Envision Longmont was a four-step plan to provide direction and guidance in Longmont, including planning, policies, growth management and implementation strategies. The Affordable Housing ordinance requires 12% of for-sale units to be permanently affordable at or below 80% AMI as determined by the city. The ordinance incentives builders and developers with fee waivers and reduced landscaping standards, among other things. While Mulshine lauded both programs, he felt a dedicated committee could improve the development process over all.

In the time it takes to develop land and pass through city approval, costs of lumber and materials continue to rise, Mulshine said. Developers and builders take on the burden of cost during a development and a construction timeline that could take three or four years before homes come on the market. Those costs eventually are passed on to homebuyers, he explained.

Mulshine said projects in Northern Colorado are typically in the three to four year range from land development to houses on the market. Reducing that timeline down to two years would help mitigate costs associated with land development and building projects, Mulshine said, allowing inventory to be sold at lower rates. 

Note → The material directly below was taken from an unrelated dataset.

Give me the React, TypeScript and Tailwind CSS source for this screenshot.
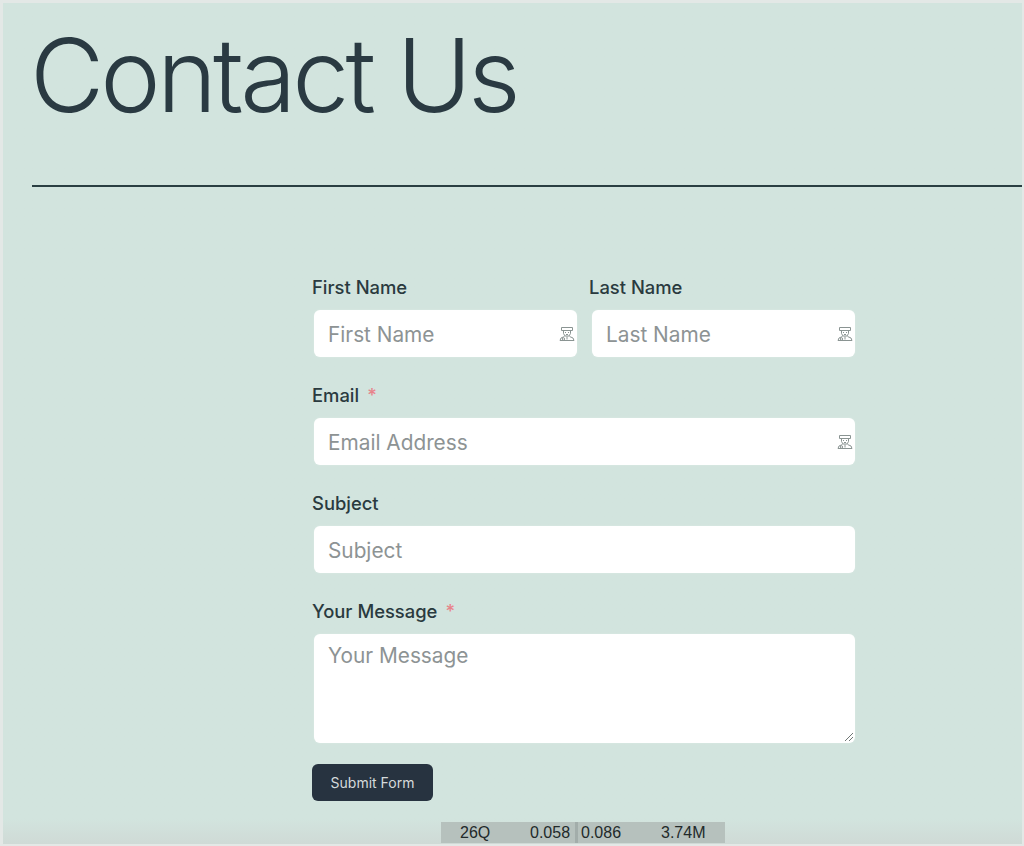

Another issue Mulshine brought up was attainable housing inventory getting bought up from people outside the area.

“I don’t want to produce a supply of attainable housing and have everyone run in from Boulder or Superior,” Mulshine said. 

One of the solutions to a local supply of attainable housing, Mulshine suggests, is a limited-window offering to employees already working in Longmont. 

“I think you’re going to find the demand will be insatiable (for these properties) and so we want to see if we can get as many people employed in Longmont buying as we can,” Mulshine said.

Wallace and Prosper Longmont are planning to bring the issue of workforce attainable housing, along with proposals on how to solve it through city programs and policy, in front of Longmont City Council on Nov. 30.